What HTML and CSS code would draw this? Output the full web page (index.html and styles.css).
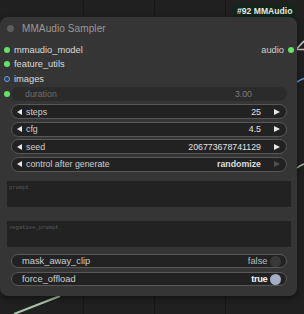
FILE: index.html
```html
<!DOCTYPE html>
<html lang="en">
<head>
    <meta charset="UTF-8">
    <title>MMAudio Sampler</title>
    <link rel="stylesheet" href="styles.css">
</head>
<body>

<div class="canvas">
    <svg class="wires" width="304" height="314" viewBox="0 0 304 314">
        <path d="M294 49.5 H304 M296 49.5 L304 41" stroke="#c8c8c8" stroke-width="1.6" fill="none"/>
        <path d="M297 82 Q300 80 304 78.5" stroke="#5b9be0" stroke-width="1.6" fill="none"/>
        <path d="M297 168 Q300 165.5 304 164" stroke="#9cc49c" stroke-width="1.4" fill="none"/>
        <path d="M14 314 L60 296" stroke="#a9c6a9" stroke-width="2" fill="none"/>
    </svg>

    <div class="badge">#92 MMAudio</div>

    <div class="node">
        <div class="node-title"><span class="title-dot"></span>MMAudio Sampler</div>

        <div class="slots">
            <div class="slot">
                <span class="dot"></span>
                <span class="slot-name">mmaudio_model</span>
                <span class="slot-out">audio<span class="dot"></span></span>
            </div>
            <div class="slot">
                <span class="dot"></span>
                <span class="slot-name">feature_utils</span>
            </div>
            <div class="slot">
                <span class="dot dot-ring"></span>
                <span class="slot-name">images</span>
            </div>
        </div>

        <div class="widget-row">
            <span class="dot"></span>
            <div class="widget widget-off">
                <span class="w-label">duration</span>
                <span class="w-value">3.00</span>
            </div>
        </div>

        <div class="widget">
            <span class="arrow-left"></span>
            <span class="w-label">steps</span>
            <span class="w-value">25</span>
            <span class="arrow-right"></span>
        </div>
        <div class="widget">
            <span class="arrow-left"></span>
            <span class="w-label">cfg</span>
            <span class="w-value">4.5</span>
            <span class="arrow-right"></span>
        </div>
        <div class="widget">
            <span class="arrow-left"></span>
            <span class="w-label">seed</span>
            <span class="w-value">206773678741129</span>
            <span class="arrow-right"></span>
        </div>
        <div class="widget">
            <span class="arrow-left"></span>
            <span class="w-label">control after generate</span>
            <span class="w-value w-bold">randomize</span>
            <span class="arrow-right arrow-dim"></span>
        </div>

        <div class="textbox textbox-first">prompt</div>
        <div class="textbox textbox-second">negative_prompt</div>

        <div class="toggle toggle-first">
            <span class="t-label">mask_away_clip</span>
            <span class="t-value">false</span>
            <span class="knob"></span>
        </div>
        <div class="toggle">
            <span class="t-label">force_offload</span>
            <span class="t-value t-on">true</span>
            <span class="knob knob-on"></span>
        </div>
    </div>
</div>

</body>
</html>
```

FILE: styles.css
```css
body {
    margin: 0;
    padding: 0;
    font-family: 'Liberation Sans', Arial, sans-serif;
    background: #1f1f1f;
}

.canvas {
    position: relative;
    width: 304px;
    height: 314px;
    overflow: hidden;
    background-color: #202020;
    background-image:
        linear-gradient(#171717, #171717),
        linear-gradient(#171717, #171717),
        linear-gradient(#171717, #171717);
    background-size: 1px 100%;
    background-position: 83px 0, 154px 0, 225px 0;
    background-repeat: no-repeat;
}

.wires {
    position: absolute;
    left: 0;
    top: 0;
}

.badge {
    position: absolute;
    left: 233px;
    top: 5px;
    height: 13px;
    padding: 0 3px 0 4px;
    background: #0f2619;
    color: #e8e8e8;
    font-size: 8.6px;
    font-weight: bold;
    line-height: 13px;
    border-radius: 2px;
}

.node {
    position: absolute;
    left: 0;
    top: 17px;
    width: 297px;
    height: 279px;
    box-sizing: border-box;
    background: #353535;
    border-radius: 8px;
    box-shadow: 0 2px 6px rgba(0, 0, 0, 0.5);
    padding-bottom: 10px;
}

.node-title {
    height: 22px;
    display: flex;
    align-items: center;
    padding-left: 6.5px;
    color: #9a9a9a;
    font-size: 10px;
    letter-spacing: 0.1px;
}

.title-dot {
    width: 7px;
    height: 7px;
    border-radius: 50%;
    background: #5e5e5e;
    margin-right: 8.5px;
}

.slots {
    margin-top: 3.5px;
}

.slot {
    height: 14.5px;
    display: flex;
    align-items: center;
    padding-left: 4px;
    font-size: 9.3px;
    color: #dcdcdc;
}

.dot {
    width: 6px;
    height: 6px;
    border-radius: 50%;
    background: #66e066;
    flex-shrink: 0;
}

.dot-ring {
    box-sizing: border-box;
    background: #2c3e55;
    border: 1.6px solid #6aa6ea;
}

.slot-name {
    margin-left: 4px;
}

.slot-out {
    margin-left: auto;
    margin-right: 3px;
    display: flex;
    align-items: center;
    gap: 4px;
    color: #cfcfcf;
}

.widget-row {
    margin-top: 1px;
    height: 13.5px;
    display: flex;
    align-items: center;
    padding-left: 4px;
    margin-right: 10px;
}

.widget-row .widget {
    flex: 1;
    margin: 0 0 0 0.5px;
}

.widget {
    height: 15px;
    box-sizing: border-box;
    margin: 2.5px 10px 0 10.5px;
    border: 1px solid #585858;
    border-radius: 8px;
    background: #222;
    display: flex;
    align-items: center;
    padding: 0 6px 0 5.5px;
    font-size: 8.8px;
    color: #cfcfcf;
}

.widget-row + .widget {
    margin-top: 3.5px;
}

.widget-off {
    height: 13.5px;
    border: none;
    background: #2b2b2b;
    padding-left: 10.5px;
    padding-right: 35px;
    color: #6e6e6e;
}

.w-label {
    margin-left: 4px;
}

.w-value {
    margin-left: auto;
    color: #e2e2e2;
}

.widget-off .w-value {
    color: #7c7c7c;
}

.w-bold {
    font-weight: bold;
    color: #dedede;
}

.arrow-left {
    width: 0;
    height: 0;
    border-top: 3.5px solid transparent;
    border-bottom: 3.5px solid transparent;
    border-right: 5.5px solid #e6e6e6;
}

.arrow-right {
    width: 0;
    height: 0;
    margin-left: 13px;
    border-top: 3.5px solid transparent;
    border-bottom: 3.5px solid transparent;
    border-left: 6px solid #e6e6e6;
}

.arrow-dim {
    border-left-color: #4f4f4f;
}

.textbox {
    height: 26px;
    margin: 0 6px 0 7px;
    background: #222;
    box-sizing: border-box;
    padding: 3px 2px;
    font-family: 'Liberation Mono', monospace;
    font-size: 5.5px;
    color: #5c5c5c;
}

.textbox-first {
    margin-top: 9.5px;
}

.textbox-second {
    margin-top: 14px;
}

.toggle {
    height: 14px;
    box-sizing: border-box;
    margin: 4px 10px 0 10.5px;
    border: 1px solid #585858;
    border-radius: 8px;
    background: #222;
    display: flex;
    align-items: center;
    padding: 0 5px 0 10.5px;
    font-size: 9.3px;
    color: #cfcfcf;
}

.toggle-first {
    margin-top: 7px;
}

.t-value {
    margin-left: auto;
    margin-right: 2.5px;
    color: #bdbdbd;
}

.t-on {
    font-weight: bold;
    color: #f2f2f2;
    letter-spacing: -0.3px;
}

.knob {
    width: 11px;
    height: 11px;
    border-radius: 50%;
    background: #383838;
}

.knob-on {
    background: #a4acc6;
}
```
· · · · · · ·
Copy all the data exactly as written, but skip any picture.

What HTML and CSS code would draw this? Output the full web page (index.html and styles.css).
FILE: index.html
```html
<!DOCTYPE html>
<html lang="en">
<head>
    <meta charset="UTF-8">
    <title>MMAudio Sampler</title>
    <link rel="stylesheet" href="styles.css">
</head>
<body>

<div class="canvas">
    <svg class="wires" width="304" height="314" viewBox="0 0 304 314">
        <path d="M294 49.5 H304 M296 49.5 L304 41" stroke="#c8c8c8" stroke-width="1.6" fill="none"/>
        <path d="M297 82 Q300 80 304 78.5" stroke="#5b9be0" stroke-width="1.6" fill="none"/>
        <path d="M297 168 Q300 165.5 304 164" stroke="#9cc49c" stroke-width="1.4" fill="none"/>
        <path d="M14 314 L60 296" stroke="#a9c6a9" stroke-width="2" fill="none"/>
    </svg>

    <div class="badge">#92 MMAudio</div>

    <div class="node">
        <div class="node-title"><span class="title-dot"></span>MMAudio Sampler</div>

        <div class="slots">
            <div class="slot">
                <span class="dot"></span>
                <span class="slot-name">mmaudio_model</span>
                <span class="slot-out">audio<span class="dot"></span></span>
            </div>
            <div class="slot">
                <span class="dot"></span>
                <span class="slot-name">feature_utils</span>
            </div>
            <div class="slot">
                <span class="dot dot-ring"></span>
                <span class="slot-name">images</span>
            </div>
        </div>

        <div class="widget-row">
            <span class="dot"></span>
            <div class="widget widget-off">
                <span class="w-label">duration</span>
                <span class="w-value">3.00</span>
            </div>
        </div>

        <div class="widget">
            <span class="arrow-left"></span>
            <span class="w-label">steps</span>
            <span class="w-value">25</span>
            <span class="arrow-right"></span>
        </div>
        <div class="widget">
            <span class="arrow-left"></span>
            <span class="w-label">cfg</span>
            <span class="w-value">4.5</span>
            <span class="arrow-right"></span>
        </div>
        <div class="widget">
            <span class="arrow-left"></span>
            <span class="w-label">seed</span>
            <span class="w-value">206773678741129</span>
            <span class="arrow-right"></span>
        </div>
        <div class="widget">
            <span class="arrow-left"></span>
            <span class="w-label">control after generate</span>
            <span class="w-value w-bold">randomize</span>
            <span class="arrow-right arrow-dim"></span>
        </div>

        <div class="textbox textbox-first">prompt</div>
        <div class="textbox textbox-second">negative_prompt</div>

        <div class="toggle toggle-first">
            <span class="t-label">mask_away_clip</span>
            <span class="t-value">false</span>
            <span class="knob"></span>
        </div>
        <div class="toggle">
            <span class="t-label">force_offload</span>
            <span class="t-value t-on">true</span>
            <span class="knob knob-on"></span>
        </div>
    </div>
</div>

</body>
</html>
```

FILE: styles.css
```css
body {
    margin: 0;
    padding: 0;
    font-family: 'Liberation Sans', Arial, sans-serif;
    background: #1f1f1f;
}

.canvas {
    position: relative;
    width: 304px;
    height: 314px;
    overflow: hidden;
    background-color: #202020;
    background-image:
        linear-gradient(#171717, #171717),
        linear-gradient(#171717, #171717),
        linear-gradient(#171717, #171717);
    background-size: 1px 100%;
    background-position: 83px 0, 154px 0, 225px 0;
    background-repeat: no-repeat;
}

.wires {
    position: absolute;
    left: 0;
    top: 0;
}

.badge {
    position: absolute;
    left: 233px;
    top: 5px;
    height: 13px;
    padding: 0 3px 0 4px;
    background: #0f2619;
    color: #e8e8e8;
    font-size: 8.6px;
    font-weight: bold;
    line-height: 13px;
    border-radius: 2px;
}

.node {
    position: absolute;
    left: 0;
    top: 17px;
    width: 297px;
    height: 279px;
    box-sizing: border-box;
    background: #353535;
    border-radius: 8px;
    box-shadow: 0 2px 6px rgba(0, 0, 0, 0.5);
    padding-bottom: 10px;
}

.node-title {
    height: 22px;
    display: flex;
    align-items: center;
    padding-left: 6.5px;
    color: #9a9a9a;
    font-size: 10px;
    letter-spacing: 0.1px;
}

.title-dot {
    width: 7px;
    height: 7px;
    border-radius: 50%;
    background: #5e5e5e;
    margin-right: 8.5px;
}

.slots {
    margin-top: 3.5px;
}

.slot {
    height: 14.5px;
    display: flex;
    align-items: center;
    padding-left: 4px;
    font-size: 9.3px;
    color: #dcdcdc;
}

.dot {
    width: 6px;
    height: 6px;
    border-radius: 50%;
    background: #66e066;
    flex-shrink: 0;
}

.dot-ring {
    box-sizing: border-box;
    background: #2c3e55;
    border: 1.6px solid #6aa6ea;
}

.slot-name {
    margin-left: 4px;
}

.slot-out {
    margin-left: auto;
    margin-right: 3px;
    display: flex;
    align-items: center;
    gap: 4px;
    color: #cfcfcf;
}

.widget-row {
    margin-top: 1px;
    height: 13.5px;
    display: flex;
    align-items: center;
    padding-left: 4px;
    margin-right: 10px;
}

.widget-row .widget {
    flex: 1;
    margin: 0 0 0 0.5px;
}

.widget {
    height: 15px;
    box-sizing: border-box;
    margin: 2.5px 10px 0 10.5px;
    border: 1px solid #585858;
    border-radius: 8px;
    background: #222;
    display: flex;
    align-items: center;
    padding: 0 6px 0 5.5px;
    font-size: 8.8px;
    color: #cfcfcf;
}

.widget-row + .widget {
    margin-top: 3.5px;
}

.widget-off {
    height: 13.5px;
    border: none;
    background: #2b2b2b;
    padding-left: 10.5px;
    padding-right: 35px;
    color: #6e6e6e;
}

.w-label {
    margin-left: 4px;
}

.w-value {
    margin-left: auto;
    color: #e2e2e2;
}

.widget-off .w-value {
    color: #7c7c7c;
}

.w-bold {
    font-weight: bold;
    color: #dedede;
}

.arrow-left {
    width: 0;
    height: 0;
    border-top: 3.5px solid transparent;
    border-bottom: 3.5px solid transparent;
    border-right: 5.5px solid #e6e6e6;
}

.arrow-right {
    width: 0;
    height: 0;
    margin-left: 13px;
    border-top: 3.5px solid transparent;
    border-bottom: 3.5px solid transparent;
    border-left: 6px solid #e6e6e6;
}

.arrow-dim {
    border-left-color: #4f4f4f;
}

.textbox {
    height: 26px;
    margin: 0 6px 0 7px;
    background: #222;
    box-sizing: border-box;
    padding: 3px 2px;
    font-family: 'Liberation Mono', monospace;
    font-size: 5.5px;
    color: #5c5c5c;
}

.textbox-first {
    margin-top: 9.5px;
}

.textbox-second {
    margin-top: 14px;
}

.toggle {
    height: 14px;
    box-sizing: border-box;
    margin: 4px 10px 0 10.5px;
    border: 1px solid #585858;
    border-radius: 8px;
    background: #222;
    display: flex;
    align-items: center;
    padding: 0 5px 0 10.5px;
    font-size: 9.3px;
    color: #cfcfcf;
}

.toggle-first {
    margin-top: 7px;
}

.t-value {
    margin-left: auto;
    margin-right: 2.5px;
    color: #bdbdbd;
}

.t-on {
    font-weight: bold;
    color: #f2f2f2;
    letter-spacing: -0.3px;
}

.knob {
    width: 11px;
    height: 11px;
    border-radius: 50%;
    background: #383838;
}

.knob-on {
    background: #a4acc6;
}
```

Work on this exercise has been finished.